The Biggest Mistake To Avoid When Making Collard Greens

Cooking a just-right pot of collard greens takes some just-right skills. Those often involve tweaks, touches, and techniques honed over generations, especially in the Deep South of America. That's where this vegetable reigns as side-dish royalty along with leafy cohorts in the Brassica family, including mustard and turnip greens. The collard plant grows prolifically in Georgia and South Carolina, the latter of which even designated collard greens the official state vegetable. There's no need to worry when slow-cooking "a mess" of them. Plenty of professional chefs and home cooks are happy to guide you down the right path.

For insights on collard greens and the biggest mistake to avoid when making them, we reached out to Southern-cooking expert and chef Art Smith of Reunion Restaurants. He graciously revealed one crucial faux pas, which centers on choosing the right leaves. "The mistake is using old, tough greens," explains Smith. "Always use young, tender collard greens or greens that have been kissed by frost."

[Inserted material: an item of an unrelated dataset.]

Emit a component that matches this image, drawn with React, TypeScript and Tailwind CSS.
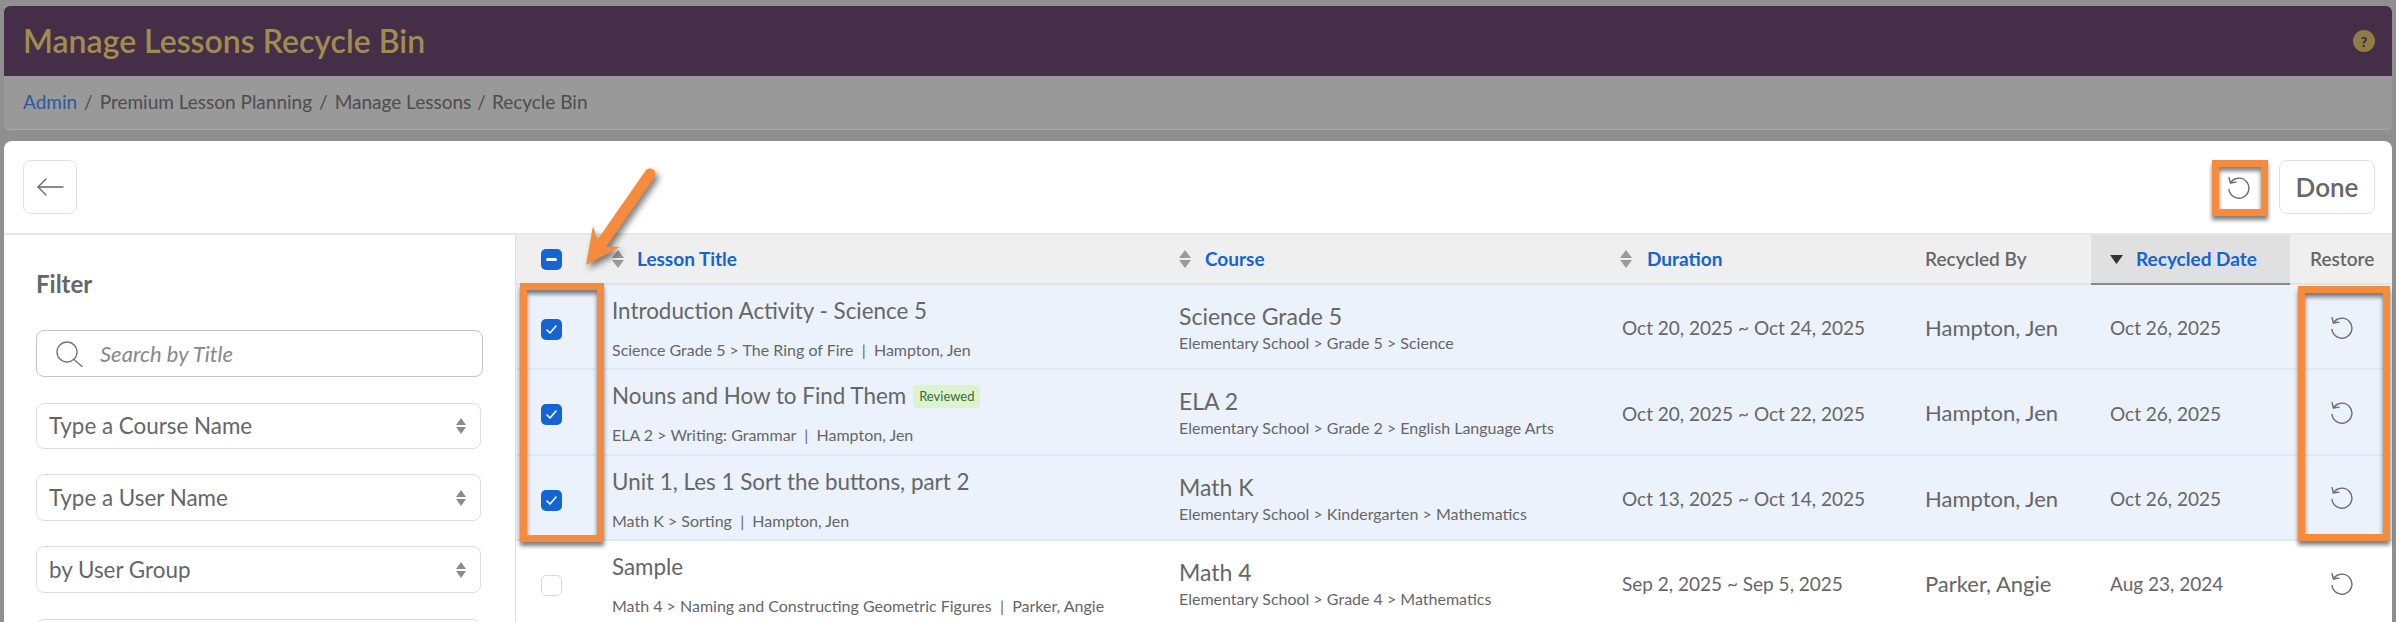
import type { ReactNode } from 'react'

const rowGrid = 'grid grid-cols-[96px_567px_441px_305px_166px_199px_102px]'

interface Lesson {
  title: string
  reviewed?: boolean
  crumbs: string
  person: string
  course: string
  path: string
  duration: string
  date: string
  selected: boolean
}

const lessons: Lesson[] = [
  {
    title: 'Introduction Activity - Science 5',
    crumbs: 'Science Grade 5 > The Ring of Fire',
    person: 'Hampton, Jen',
    course: 'Science Grade 5',
    path: 'Elementary School > Grade 5 > Science',
    duration: 'Oct 20, 2025 ~ Oct 24, 2025',
    date: 'Oct 26, 2025',
    selected: true,
  },
  {
    title: 'Nouns and How to Find Them',
    reviewed: true,
    crumbs: 'ELA 2 > Writing: Grammar',
    person: 'Hampton, Jen',
    course: 'ELA 2',
    path: 'Elementary School > Grade 2 > English Language Arts',
    duration: 'Oct 20, 2025 ~ Oct 22, 2025',
    date: 'Oct 26, 2025',
    selected: true,
  },
  {
    title: 'Unit 1, Les 1 Sort the buttons, part 2',
    crumbs: 'Math K > Sorting',
    person: 'Hampton, Jen',
    course: 'Math K',
    path: 'Elementary School > Kindergarten > Mathematics',
    duration: 'Oct 13, 2025 ~ Oct 14, 2025',
    date: 'Oct 26, 2025',
    selected: true,
  },
  {
    title: 'Sample',
    crumbs: 'Math 4 > Naming and Constructing Geometric Figures',
    person: 'Parker, Angie',
    course: 'Math 4',
    path: 'Elementary School > Grade 4 > Mathematics',
    duration: 'Sep 2, 2025 ~ Sep 5, 2025',
    date: 'Aug 23, 2024',
    selected: false,
  },
]

function RestoreIcon() {
  return (
    <svg width="24" height="24" viewBox="0 0 24 24" fill="none" stroke="#6a6a6a" strokeWidth="1.4" strokeLinecap="round" strokeLinejoin="round">
      <path d="M4.6 7.6A10 10 0 1 1 3 14.5" />
      <path d="M3 2.6 4.4 8l5.6-.9" />
    </svg>
  )
}

function SortArrows() {
  return (
    <svg width="12" height="18" viewBox="0 0 12 18" fill="#9a9a9a" className="shrink-0">
      <path d="M6 0 12 8H0Z" />
      <path d="M0 10H12L6 18Z" />
    </svg>
  )
}

function SelectCaret() {
  return (
    <svg width="10" height="16" viewBox="0 0 10 16" fill="#8c8c8c">
      <path d="M5 0 10 7H0Z" />
      <path d="M0 9H10L5 16Z" />
    </svg>
  )
}

function Checkbox({ state }: { state: 'checked' | 'mixed' | 'empty' }) {
  if (state === 'empty') {
    return <div className="h-[21px] w-[21px] rounded-[5px] border border-[#d9d9d9] bg-white" />
  }
  return (
    <div className="flex h-[21px] w-[21px] items-center justify-center rounded-[5px] bg-[#1464d2]">
      {state === 'checked' ? (
        <svg width="13" height="13" viewBox="0 0 13 13" fill="none" stroke="white" strokeWidth="1.6" strokeLinecap="round" strokeLinejoin="round">
          <path d="M2 7l3 3 6-7" />
        </svg>
      ) : (
        <div className="h-[3px] w-[11px] rounded-sm bg-white" />
      )}
    </div>
  )
}

function FilterSelect({ label, className }: { label: string, className: string }) {
  return (
    <div className={`flex w-[445px] items-center justify-between rounded-lg border border-[#dedede] pl-[12px] pr-[14px] text-[22.4px] text-[#666] ${className}`}>
      <span>{label}</span>
      <SelectCaret />
    </div>
  )
}

function HeaderLink({ children }: { children: ReactNode }) {
  return <span className="font-bold text-[#1464d2]">{children}</span>
}

function LessonRow({ lesson }: { lesson: Lesson }) {
  return (
    <div className={`${rowGrid} h-[85.33px] border-b-2 ${lesson.selected ? 'border-[#dbe9fa] bg-[#ebf2fc]' : 'border-transparent bg-white'}`}>
      <div className="flex items-center pl-[25px] pt-[6px]">
        <Checkbox state={lesson.selected ? 'checked' : 'empty'} />
      </div>
      <div className="pt-[10px]">
        <div className="flex h-[32px] items-center text-[22.4px] leading-[32px] text-[#666]">
          {lesson.title}
          {lesson.reviewed && (
            <span className="ml-[7px] flex h-[23px] items-center rounded-[3px] bg-[#dcf3d0] px-[6px] text-[13px] text-[#3d6b30]">Reviewed</span>
          )}
        </div>
        <div className="mt-[13px] whitespace-pre text-[16px] leading-[20px] text-[#666]">
          {lesson.crumbs}
          {'  |  '}
          {lesson.person}
        </div>
      </div>
      <div className="pt-[15px]">
        <div className="text-[23px] leading-[32px] text-[#666]">{lesson.course}</div>
        <div className="mt-[1px] text-[16px] leading-[20px] text-[#666]">{lesson.path}</div>
      </div>
      <div className="flex items-center pl-[2px] pt-[4px] text-[19px] text-[#666]">{lesson.duration}</div>
      <div className="flex items-center pt-[2px] text-[22px] text-[#666]">{lesson.person}</div>
      <div className="flex items-center pl-[19px] pt-[4px] text-[19px] text-[#666]">{lesson.date}</div>
      <div className="flex items-center pl-[39px]">
        <RestoreIcon />
      </div>
    </div>
  )
}

function TableHeader() {
  return (
    <div className={`${rowGrid} h-[50px] border-b-2 border-[#e3e3e3] bg-[#efefef] text-[19px]`}>
      <div className="flex items-center pl-[25px]">
        <Checkbox state="mixed" />
      </div>
      <div className="flex items-center gap-[13px]">
        <SortArrows />
        <HeaderLink>Lesson Title</HeaderLink>
      </div>
      <div className="flex items-center gap-[14px]">
        <SortArrows />
        <HeaderLink>Course</HeaderLink>
      </div>
      <div className="flex items-center gap-[15px]">
        <SortArrows />
        <HeaderLink>Duration</HeaderLink>
      </div>
      <div className="flex items-center font-semibold text-[#666]">Recycled By</div>
      <div className="-mb-[2px] flex items-center gap-[13px] border-b-2 border-[#888] bg-[#e0e0e0] pl-[19px]">
        <svg width="13" height="9" viewBox="0 0 13 9" fill="#333" className="shrink-0">
          <path d="M0 0H13L6.5 9Z" />
        </svg>
        <HeaderLink>Recycled Date</HeaderLink>
      </div>
      <div className="flex items-center pl-[20px] font-semibold text-[#666]">Restore</div>
    </div>
  )
}

function FilterPanel() {
  return (
    <div className="w-[511px] shrink-0 pl-[32px]">
      <div className="pt-[35px] text-[24px] font-bold leading-[28px] text-[#666]">Filter</div>
      <div className="mt-[32px] flex h-[47px] w-[447px] items-center rounded-lg border border-[#c4c4c4] pl-[19px]">
        <svg width="27" height="26" viewBox="0 0 27 26" fill="none" stroke="#777" strokeWidth="1.4" strokeLinecap="round">
          <circle cx="11" cy="11" r="10" />
          <path d="M18 18.5 26 25.5" />
        </svg>
        <span className="ml-[17px] text-[22px] italic text-[#888]">Search by Title</span>
      </div>
      <FilterSelect label="Type a Course Name" className="mt-[26px] h-[46px]" />
      <FilterSelect label="Type a User Name" className="mt-[25px] h-[47px]" />
      <FilterSelect label="by User Group" className="mt-[25px] h-[47px]" />
      <div className="mt-[26px] h-[47px] w-[445px] rounded-lg border border-[#dedede]" />
    </div>
  )
}

function Callouts() {
  const box = 'absolute border-[7px] border-[#f68b3e] [box-shadow:0_4px_4px_rgba(0,0,0,0.5),inset_0_4px_4px_rgba(0,0,0,0.5)]'
  return (
    <>
      <div className={`${box} left-[520px] top-[283px] h-[259px] w-[84px]`} />
      <div className={`${box} left-[2212px] top-[160px] h-[56px] w-[56px]`} />
      <div className={`${box} left-[2298px] top-[286px] h-[255px] w-[92px]`} />
      <svg
        className="absolute left-[570px] top-[160px] [filter:drop-shadow(3px_4px_3px_rgba(0,0,0,0.5))]"
        width="100"
        height="120"
        viewBox="0 0 100 120"
      >
        <path d="M23 66 27 78 37 87H50L16 105Z" fill="#f68b3e" />
        <path d="M80 14 32 83" stroke="#f68b3e" strokeWidth="11" strokeLinecap="round" />
      </svg>
    </>
  )
}

export default function App() {
  return (
    <div className="relative h-[622px] w-[2396px] overflow-hidden bg-[#8f8f8f] font-['Lato','Liberation_Sans',sans-serif]">
      <div className="px-[4px] pt-[6px]">
        <div className="rounded-b-md border-b border-[#a8a8a8] bg-[#999]">
          <div className="flex h-[70px] items-center justify-between rounded-t-md bg-[#452e47] pl-[19px] pr-[17px]">
            <div className="text-[32px] font-semibold text-[#a08c4e]">Manage Lessons Recycle Bin</div>
            <div className="flex h-[22px] w-[22px] items-center justify-center rounded-full bg-[#8f7b45] text-[14px] font-black text-[#3a2b35]">?</div>
          </div>
          <div className="flex h-[53px] items-center pl-[19px] text-[19px] text-[#4d4d4d]">
            <span className="text-[#2c5a9f]">Admin</span>
            <span className="mx-[7px]">/</span>
            <span>Premium Lesson Planning</span>
            <span className="mx-[7px]">/</span>
            <span>Manage Lessons</span>
            <span className="mx-[6px]">/</span>
            <span>Recycle Bin</span>
          </div>
        </div>
        <div className="mt-[11px] rounded-t-lg bg-white">
          <div className="flex h-[94px] items-center justify-between border-b-2 border-[#e8e8e8] pl-[19px] pr-[17px]">
            <div className="flex h-[54px] w-[54px] items-center justify-center rounded-lg border border-[#e0e0e0]">
              <svg width="27" height="18" viewBox="0 0 27 18" fill="none" stroke="#666" strokeWidth="1.3" strokeLinecap="round" strokeLinejoin="round">
                <path d="M26 9H1" />
                <path d="M9 1 1 9l8 8" />
              </svg>
            </div>
            <div className="flex items-center">
              <div className="mr-[29px] flex items-center">
                <RestoreIcon />
              </div>
              <div className="flex h-[54px] w-[96px] items-center justify-center rounded-lg border border-[#e0e0e0] text-[26px] font-semibold text-[#666]">Done</div>
            </div>
          </div>
          <div className="flex">
            <FilterPanel />
            <div className="h-[400px] grow border-l border-[#dedede]">
              <TableHeader />
              {lessons.map((lesson) => (
                <LessonRow key={lesson.title} lesson={lesson} />
              ))}
            </div>
          </div>
        </div>
      </div>
      <Callouts />
    </div>
  )
}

Since collard is a cold-hardy vegetable, it tolerates autumn temperatures and even the annual first frost, which can impart a hint of sweetness to the greens. The leaves turn tougher and more bitter as the plant matures, which is why you should seek out the youngsters. Regardless of the season, look for dark green leaves with no blemishes, wilting, spotting, or discoloration. Smith also shares some tips for cutting, cooking, and finishing traditional Southern-style collard greens.

Prepping and cooking the best leafy collard greens

Collard greens earn a spot on countless down-home cafe menus, and they're a staple in African American cuisine across the country. But successfully making them at home goes far beyond choosing the best leaves. Chef Art Smith notes that some preliminary prep is necessary: "Tear them into medium pieces and remove the tough ribs." Then there's what's known as the pot likker.

For context, long-held African cooking customs are known to have traveled to the Americas via enslaved peoples, who adapted to circumstances and sparsely available ingredients. That led to customs such as making a "pot likker" from simmered ham hocks or other meat scraps. It's most often a method of choice now rather than necessity. Smith advocates this same beloved approach to collard greens. "Start by making a flavorful pot likker — use ham hocks, smoked turkey, or vegetable stock with onions, bell peppers, garlic, and celery," he says. Then add the greens and cook them "low and slow."

The primary flavors for Southern collard greens vary per chef, but they're often added at the end, after the ham hock or other smoked meats and liquids have permeated the greens during the slow simmer. The grand finale recommended by Smith can be surprising to those outside the Deep South, but you'll definitely want to "finish with vinegar, hot sauce, and brown sugar for that umami flavor."